Canada's “First Nations”? When the Liberal government in the sixties proposed the obvious and then-thought-enlightened measure of desegregation and making native Indians full citizens like any other, as King was demanding at the time for blacks—human equality, in other words—the Indian lobby raised merry hell. The last thing in the world they wanted was to surrender their privileges. The modern “aboriginal” movement has risen from this fight against equality. Treaty rights had to be expressly written into the Canadian Bill of Rights—as an exception to the general doctrine of equal rights.

As these examples show, it is generally “affirmative action” in favour of the “officially oppressed” that produces the very worst oppressions, abuses, and violations of human rights: in history, and in our society today.

Consider, for one example, feminism. It is taken for granted by the social consensus, but it is far from obvious that women have ever been an oppressed class. It is at least as easy to make the argument that they have always been pampered, protected, and favoured. So what happened? They suffered some loss to their expected position of privilege, perhaps, due to the First and then Second World War, in which men rather dramatically showed how valuable they really were when the civilizational chips were down. The “Playboy philosophy” of the fifties and sixties was surely a bit of masculine triumphalism. At the same time, the progress in automation of housework reduced the importance of the woman's traditional role in the family. As Hugh Hefner himself pointed out, before he introduced the idea in the 1950's, the notion of a “bachelor pad” was unthinkable. Single men lived in boarding houses: the work of maintaining a home was just too great.

So, feminism: a traditionally privileged group raising merry hell over the sudden loss of their privilege.

It has resulted, not in equality, but in systematic favoritism towards women, and discrimination against men, in every aspect of the working world, as has always been true in the home.

But it is not men who have suffered the most. Consider children. They have lost their very right to life—abortion is now, in Canada, both unrestricted and fully paid for by the state. All the hue and cry about “child abuse” actually systematically promotes child abuse: studies consistently show that the mother is the one individual most likely to abuse a child, and yet the “child abuse” lobby works feverishly to separate children whenever possible from their fathers and from the extended family, giving any abusive woman who cares for it a completely free hand.

And everywhere, children are restricted, repressed, regulated, and generally frowned upon as social undesirables. Especially boys; but girls too.

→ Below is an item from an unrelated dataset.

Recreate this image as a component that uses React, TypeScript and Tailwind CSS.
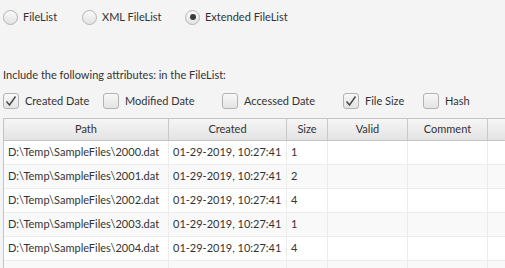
const rows = [
  { path: "D:\\Temp\\SampleFiles\\2000.dat", size: "1" },
  { path: "D:\\Temp\\SampleFiles\\2001.dat", size: "2" },
  { path: "D:\\Temp\\SampleFiles\\2002.dat", size: "4" },
  { path: "D:\\Temp\\SampleFiles\\2003.dat", size: "1" },
  { path: "D:\\Temp\\SampleFiles\\2004.dat", size: "4" },
  { path: "", size: "" },
];

const Radio = ({ label, checked, width }: { label: string; checked?: boolean; width: string }) => (
  <div className={`flex flex-none items-center gap-[5px] ${width}`}>
    <span className="flex h-[15px] w-[15px] items-center justify-center rounded-full border border-[#b3b3b3] bg-gradient-to-b from-[#fafafa] to-[#e2e2e2]">
      {checked && <span className="h-[6px] w-[6px] rounded-full bg-[#3a3a3a]" />}
    </span>
    <span>{label}</span>
  </div>
);

const CheckBox = ({ label, checked, width }: { label: string; checked?: boolean; width: string }) => (
  <div className={`flex flex-none items-center gap-[6px] ${width}`}>
    <span className="flex h-[16px] w-[16px] items-center justify-center rounded-[3px] border border-[#b3b3b3] bg-gradient-to-b from-[#f8f8f8] to-[#e4e4e4]">
      {checked && (
        <svg width="12" height="12" viewBox="0 0 12 12" fill="none">
          <path d="M1.5 6.5 L4.5 10 L10.5 1.5" stroke="#4a4a4a" strokeWidth="1.5" />
        </svg>
      )}
    </span>
    <span>{label}</span>
  </div>
);

const cols = "grid grid-cols-[165px_118px_41px_80px_80px_1fr]";

export default function App() {
  return (
    <div className="h-[268px] w-[505px] overflow-hidden whitespace-nowrap bg-[#f4f4f4] pl-[3px] text-[11px] text-[#333333] [font-family:Lato,sans-serif]">
      {/* Output format */}
      <div className="flex h-[33px] items-center pt-[1px]">
        <Radio label="FileList" width="w-[79px]" />
        <Radio label="XML FileList" width="w-[103px]" />
        <Radio label="Extended FileList" checked width="w-[120px]" />
      </div>

      <div className="mt-[34px] h-[16px] leading-[16px]">Include the following attributes: in the FileList:</div>

      <div className="mt-[10px] flex h-[16px] items-center">
        <CheckBox label="Created Date" checked width="w-[100px]" />
        <CheckBox label="Modified Date" width="w-[119px]" />
        <CheckBox label="Accessed Date" width="w-[121px]" />
        <CheckBox label="File Size" checked width="w-[80px]" />
        <CheckBox label="Hash" width="w-[60px]" />
      </div>

      {/* Table */}
      <div className="mt-[9px] w-[510px] border-l border-t border-[#c4c4c4] bg-white">
        <div className={`${cols} h-[22px] border-b border-[#c4c4c4] bg-gradient-to-b from-[#f6f6f6] to-[#e3e3e3]`}>
          {["Path", "Created", "Size", "Valid", "Comment", ""].map((h, i) => (
            <div key={i} className="flex items-center justify-center border-r border-[#c8c8c8]">
              {h}
            </div>
          ))}
        </div>
        {rows.map((r, i) => (
          <div
            key={i}
            className={`${cols} h-[24px] border-b border-[#ececec] ${i % 2 === 1 ? "bg-[#f9f9f9]" : "bg-white"}`}
          >
            <div className="flex items-center overflow-hidden border-r border-[#ececec] pl-[4px]">{r.path}</div>
            <div className="flex items-center overflow-hidden border-r border-[#ececec] pl-[4px]">
              {r.path ? "01-29-2019, 10:27:41" : ""}
            </div>
            <div className="flex items-center border-r border-[#ececec] pl-[4px]">{r.size}</div>
            <div className="border-r border-[#ececec]" />
            <div className="border-r border-[#ececec]" />
            <div />
          </div>
        ))}
      </div>
    </div>
  );
}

Consider the “diversity” quotas in universities that favour black or Hispanic students with lower grades. Do they help blacks and Hispanics? Quite possibly not—they simply ghettoize their degrees. On the other hand, they severely discriminate against Asian Americans and Jews, who score disproportionately high in academic testing. In doing this, the new quotas replicate pretty exactly the old quotas on the number of Jews admitted to universities. Society as a whole also suffers, of course, by having less-qualified doctors, lawyers, teachers, and so forth.

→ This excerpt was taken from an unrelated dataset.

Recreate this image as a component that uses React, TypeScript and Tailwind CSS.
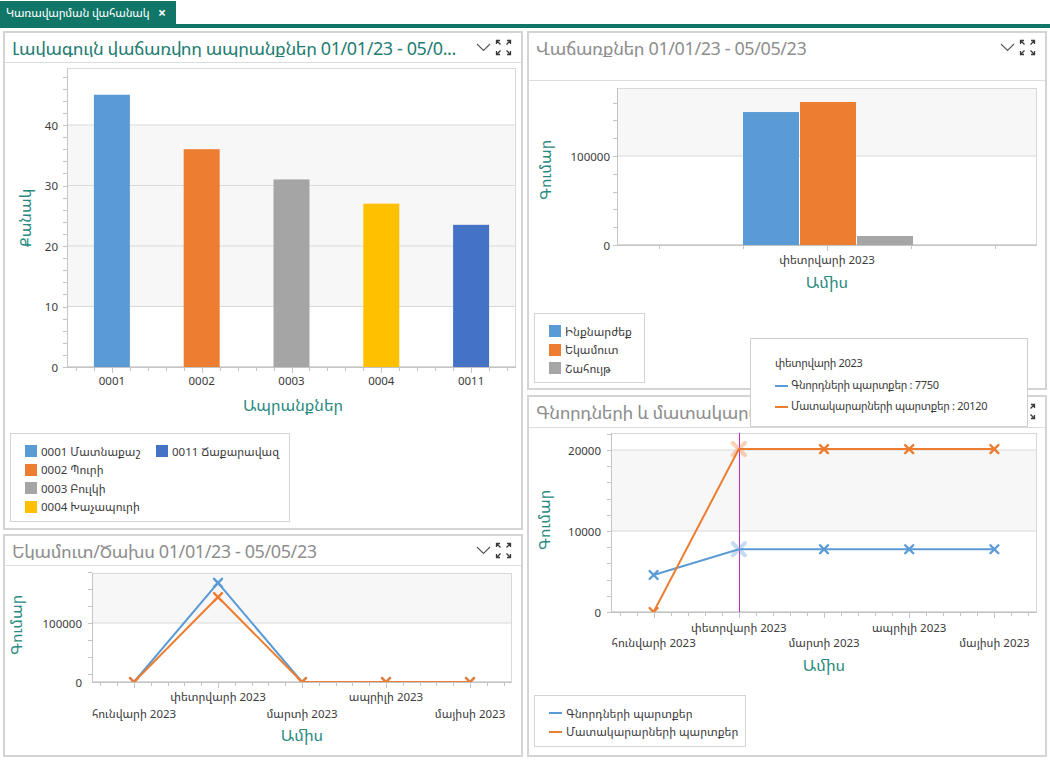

“Diversity” quotas also still favour women, insanely, even though women are a clear majority of the students at universities.

So, in the midst of all this misdirection, how does one figure out who is oppressed and who is not?

There are a few simple tests.

Consider the following statement:

“All X are violent.”

Now substitute quantities for X. Would this be socially acceptable if the word were “blacks”? How about “men”? “All men are violent?” Hmm-suddenly, no problem. When the answer is not the same, group A is plainly socially privileged, and group B is oppressed. Go ahead and do the test with assorted groups.

Of course, it only works when “violence” is part of the stereotype of the target oppressed group. To make the test complete, you have to try it with an assortment of socially disapproved attributes.

“All X are stupid.”

“All X are greedy.”

“All X are selfish.”

“All X are lazy.”

If the same group sounds okay when used in a number of different sentences like this, that is a meaure that they are particularly badly oppressed. If the same groups sounds scandalous when used with a number of different sentences like this, that is a measure that they are particularly highly privileged. Note that just sounding odd is not the same as sounding scandalous; consider whether you might get in trouble for saying X at a society cocktail party, or in print.

Following this procedure, you can come up with a point score. You might even make it pretty scientific and objective, by summoning a cocktail party of people who do not know one another as a focus group, and sticking to the Seven Deadly Sins.

You can also do something like this whenever you hear a general comment about a group.

“All heterosexual sex is rape.” Many argue Andrea Dworkin never really said this, and many mock it, but it seems to be socially okay to say it.

But how about “All homosexual sex is rape”?

See those red flags going up?


A second test, specifically for abuse, is to apply Aristotle's law of non-contradiction: if a group or individual is blamed both for doing A and for not doing A, you have clear proof that there is nothing wrong with their actions: the problem is who they are. In other words, classic, textbook abuse or oppression.

So, if America was wrong to the left for not going in to Afghanistan to save Afghan women from the oppression of the Taliban back in the nineties, and then wrong to go into Afghanistan to overthrow the Taliban in the oughts, the problem is not America, but anti-American prejudice on the left. If the government was supposed to desegregate schools back in the fifties, to end oppression of blacks, and supposed to create special schools for black children in the 'oughts, to end oppression of blacks, the problem here is not oppression of blacks. If, when a man has four wives, it is oppression of women, but when a woman has four husbands, it is oppression of women, woman are not being oppressed.

You can even try this in your own life; and you may be surprised what you discover. Are you commonly put into such double binds, in which you know that no matter which of the available choices you make, you will be blamed either way? “Have you stopped beating your wife?”

Then you are being abused, and that person is your abuser.